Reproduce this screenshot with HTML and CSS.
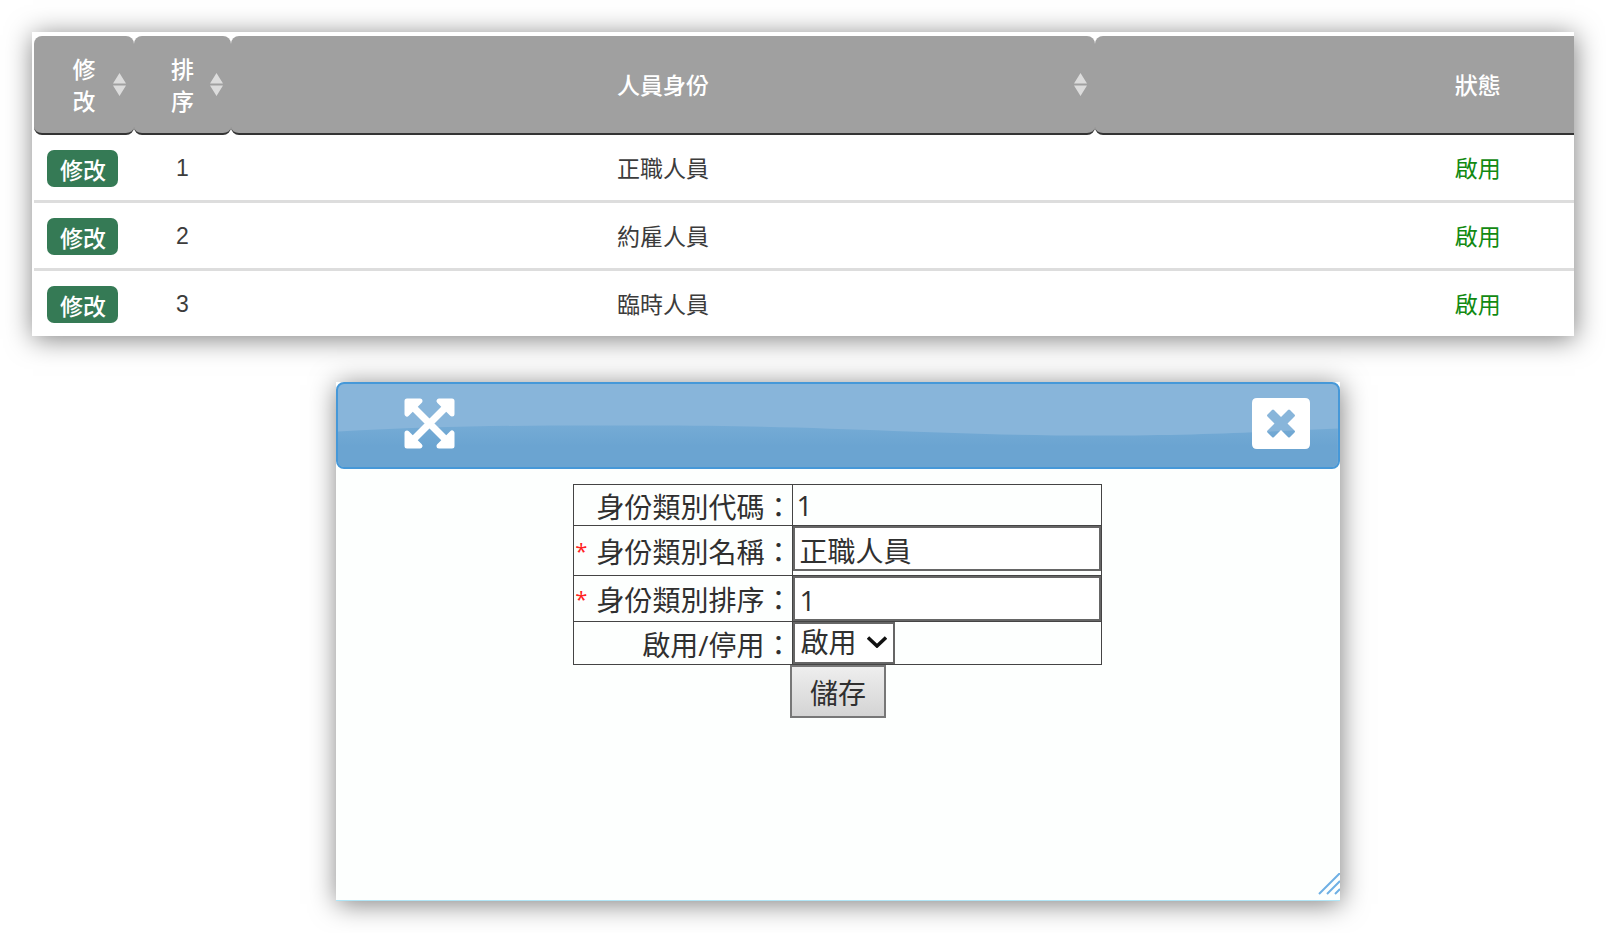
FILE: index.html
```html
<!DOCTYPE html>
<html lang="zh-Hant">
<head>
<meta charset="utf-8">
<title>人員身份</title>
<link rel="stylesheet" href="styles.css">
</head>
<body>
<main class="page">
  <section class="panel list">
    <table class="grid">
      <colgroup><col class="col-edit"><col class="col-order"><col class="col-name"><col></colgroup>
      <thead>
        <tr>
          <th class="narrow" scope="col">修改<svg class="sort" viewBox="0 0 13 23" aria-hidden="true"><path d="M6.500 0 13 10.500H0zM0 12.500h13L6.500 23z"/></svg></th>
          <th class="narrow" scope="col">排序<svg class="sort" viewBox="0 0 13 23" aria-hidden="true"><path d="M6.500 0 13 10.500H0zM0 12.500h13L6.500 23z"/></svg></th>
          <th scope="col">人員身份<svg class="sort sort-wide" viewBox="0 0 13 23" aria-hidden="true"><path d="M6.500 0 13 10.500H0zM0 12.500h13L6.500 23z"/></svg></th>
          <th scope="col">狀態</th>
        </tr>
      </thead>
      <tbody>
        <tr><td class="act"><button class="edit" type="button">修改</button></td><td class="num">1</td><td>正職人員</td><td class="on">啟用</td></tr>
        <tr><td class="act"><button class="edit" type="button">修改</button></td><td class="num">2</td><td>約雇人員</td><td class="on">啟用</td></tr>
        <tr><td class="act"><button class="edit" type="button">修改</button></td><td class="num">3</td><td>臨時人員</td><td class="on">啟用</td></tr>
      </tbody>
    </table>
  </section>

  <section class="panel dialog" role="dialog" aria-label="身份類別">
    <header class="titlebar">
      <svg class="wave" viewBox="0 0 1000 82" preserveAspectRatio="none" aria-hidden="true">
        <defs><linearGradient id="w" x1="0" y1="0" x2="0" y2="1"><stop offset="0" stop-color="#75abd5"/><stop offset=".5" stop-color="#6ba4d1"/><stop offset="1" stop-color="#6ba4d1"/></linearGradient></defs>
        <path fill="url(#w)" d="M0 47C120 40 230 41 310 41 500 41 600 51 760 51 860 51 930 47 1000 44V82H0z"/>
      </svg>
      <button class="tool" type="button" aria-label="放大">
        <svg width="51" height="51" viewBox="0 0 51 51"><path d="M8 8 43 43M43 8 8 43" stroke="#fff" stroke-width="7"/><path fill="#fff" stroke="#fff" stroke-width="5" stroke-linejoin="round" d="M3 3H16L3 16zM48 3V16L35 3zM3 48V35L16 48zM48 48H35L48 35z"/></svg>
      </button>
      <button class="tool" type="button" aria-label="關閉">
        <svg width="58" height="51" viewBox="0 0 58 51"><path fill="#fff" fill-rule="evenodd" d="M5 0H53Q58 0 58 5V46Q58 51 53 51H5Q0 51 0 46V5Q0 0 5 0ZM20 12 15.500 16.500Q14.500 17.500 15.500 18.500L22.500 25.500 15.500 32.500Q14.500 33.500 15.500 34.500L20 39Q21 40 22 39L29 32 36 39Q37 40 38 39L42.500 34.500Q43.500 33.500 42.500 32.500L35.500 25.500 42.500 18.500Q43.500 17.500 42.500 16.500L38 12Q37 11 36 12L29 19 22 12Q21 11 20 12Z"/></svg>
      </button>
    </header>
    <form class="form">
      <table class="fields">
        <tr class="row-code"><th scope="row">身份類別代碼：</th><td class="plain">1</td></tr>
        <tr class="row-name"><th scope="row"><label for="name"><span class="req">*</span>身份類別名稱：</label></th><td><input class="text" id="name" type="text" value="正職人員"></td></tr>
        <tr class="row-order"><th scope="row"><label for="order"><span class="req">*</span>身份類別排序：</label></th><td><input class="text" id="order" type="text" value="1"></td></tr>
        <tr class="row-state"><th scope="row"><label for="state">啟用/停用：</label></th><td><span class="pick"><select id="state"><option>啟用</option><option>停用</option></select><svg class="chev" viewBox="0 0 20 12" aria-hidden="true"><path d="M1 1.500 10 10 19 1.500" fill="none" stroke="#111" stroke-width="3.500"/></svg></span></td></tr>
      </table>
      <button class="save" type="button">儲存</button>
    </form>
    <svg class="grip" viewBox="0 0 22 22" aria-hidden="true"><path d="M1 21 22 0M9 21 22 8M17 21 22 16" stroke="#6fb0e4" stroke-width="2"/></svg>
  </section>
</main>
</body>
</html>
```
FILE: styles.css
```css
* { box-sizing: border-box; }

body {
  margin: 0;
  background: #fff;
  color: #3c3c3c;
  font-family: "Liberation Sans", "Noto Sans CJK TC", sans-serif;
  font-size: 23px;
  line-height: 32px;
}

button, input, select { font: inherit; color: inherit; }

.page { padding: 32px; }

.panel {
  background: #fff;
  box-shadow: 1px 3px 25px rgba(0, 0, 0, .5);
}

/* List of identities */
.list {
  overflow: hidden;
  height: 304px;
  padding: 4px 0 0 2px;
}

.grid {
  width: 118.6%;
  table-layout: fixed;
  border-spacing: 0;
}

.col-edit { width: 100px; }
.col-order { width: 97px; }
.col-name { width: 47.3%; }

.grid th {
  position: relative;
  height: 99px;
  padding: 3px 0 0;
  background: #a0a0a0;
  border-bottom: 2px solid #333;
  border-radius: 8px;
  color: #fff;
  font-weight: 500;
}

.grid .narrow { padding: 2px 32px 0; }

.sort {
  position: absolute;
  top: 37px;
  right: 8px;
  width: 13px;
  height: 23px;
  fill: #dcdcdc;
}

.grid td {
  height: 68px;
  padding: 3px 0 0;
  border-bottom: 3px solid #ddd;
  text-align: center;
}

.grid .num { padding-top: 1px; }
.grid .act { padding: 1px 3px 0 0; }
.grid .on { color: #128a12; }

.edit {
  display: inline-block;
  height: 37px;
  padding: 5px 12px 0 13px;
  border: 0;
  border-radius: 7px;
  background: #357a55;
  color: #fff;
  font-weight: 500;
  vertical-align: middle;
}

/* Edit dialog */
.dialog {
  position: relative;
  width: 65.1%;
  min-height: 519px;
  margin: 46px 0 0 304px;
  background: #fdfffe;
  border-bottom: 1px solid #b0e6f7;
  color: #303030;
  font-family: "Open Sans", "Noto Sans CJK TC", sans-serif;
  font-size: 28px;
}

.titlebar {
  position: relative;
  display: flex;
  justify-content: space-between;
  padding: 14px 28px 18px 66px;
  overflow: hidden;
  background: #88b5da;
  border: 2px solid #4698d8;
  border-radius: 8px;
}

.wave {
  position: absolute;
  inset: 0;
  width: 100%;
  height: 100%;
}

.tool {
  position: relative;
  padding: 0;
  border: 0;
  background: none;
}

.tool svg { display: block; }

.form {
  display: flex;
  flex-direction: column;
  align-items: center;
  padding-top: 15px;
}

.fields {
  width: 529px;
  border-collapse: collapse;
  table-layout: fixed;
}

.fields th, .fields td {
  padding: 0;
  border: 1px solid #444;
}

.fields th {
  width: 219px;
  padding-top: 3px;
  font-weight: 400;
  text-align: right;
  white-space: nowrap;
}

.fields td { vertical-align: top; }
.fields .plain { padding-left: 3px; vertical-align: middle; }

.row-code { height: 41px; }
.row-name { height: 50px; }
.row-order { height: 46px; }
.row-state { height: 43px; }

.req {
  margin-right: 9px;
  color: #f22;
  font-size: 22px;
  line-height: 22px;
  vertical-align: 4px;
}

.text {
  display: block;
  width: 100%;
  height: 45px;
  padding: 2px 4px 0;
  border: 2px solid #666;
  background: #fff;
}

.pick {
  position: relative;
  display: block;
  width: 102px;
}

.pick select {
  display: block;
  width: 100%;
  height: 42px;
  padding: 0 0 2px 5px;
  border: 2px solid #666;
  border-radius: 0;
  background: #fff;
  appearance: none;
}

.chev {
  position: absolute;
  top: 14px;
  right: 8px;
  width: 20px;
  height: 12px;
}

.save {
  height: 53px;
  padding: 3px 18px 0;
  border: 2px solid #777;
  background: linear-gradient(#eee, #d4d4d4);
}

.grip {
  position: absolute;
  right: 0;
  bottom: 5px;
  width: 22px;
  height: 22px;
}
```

---

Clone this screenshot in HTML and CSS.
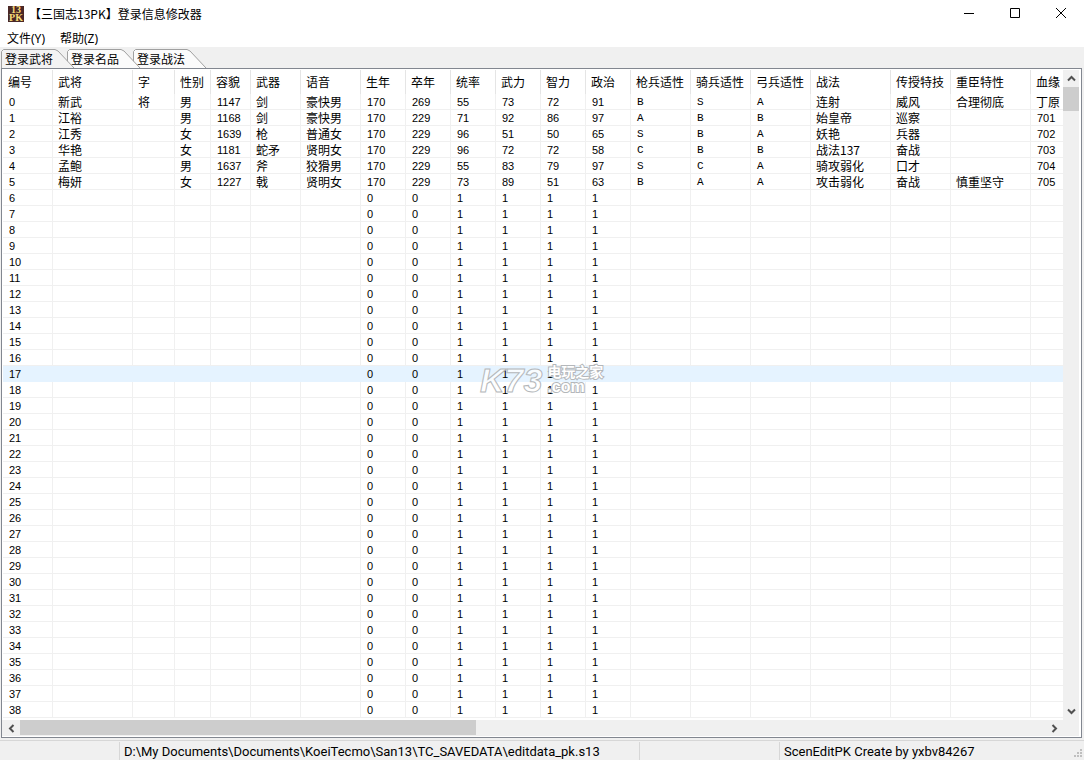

# [TASK STATEMENT]
For the entries above, state how many lines contain the word "screenshot". Provide the number by itself.

# [RESPONSE]
2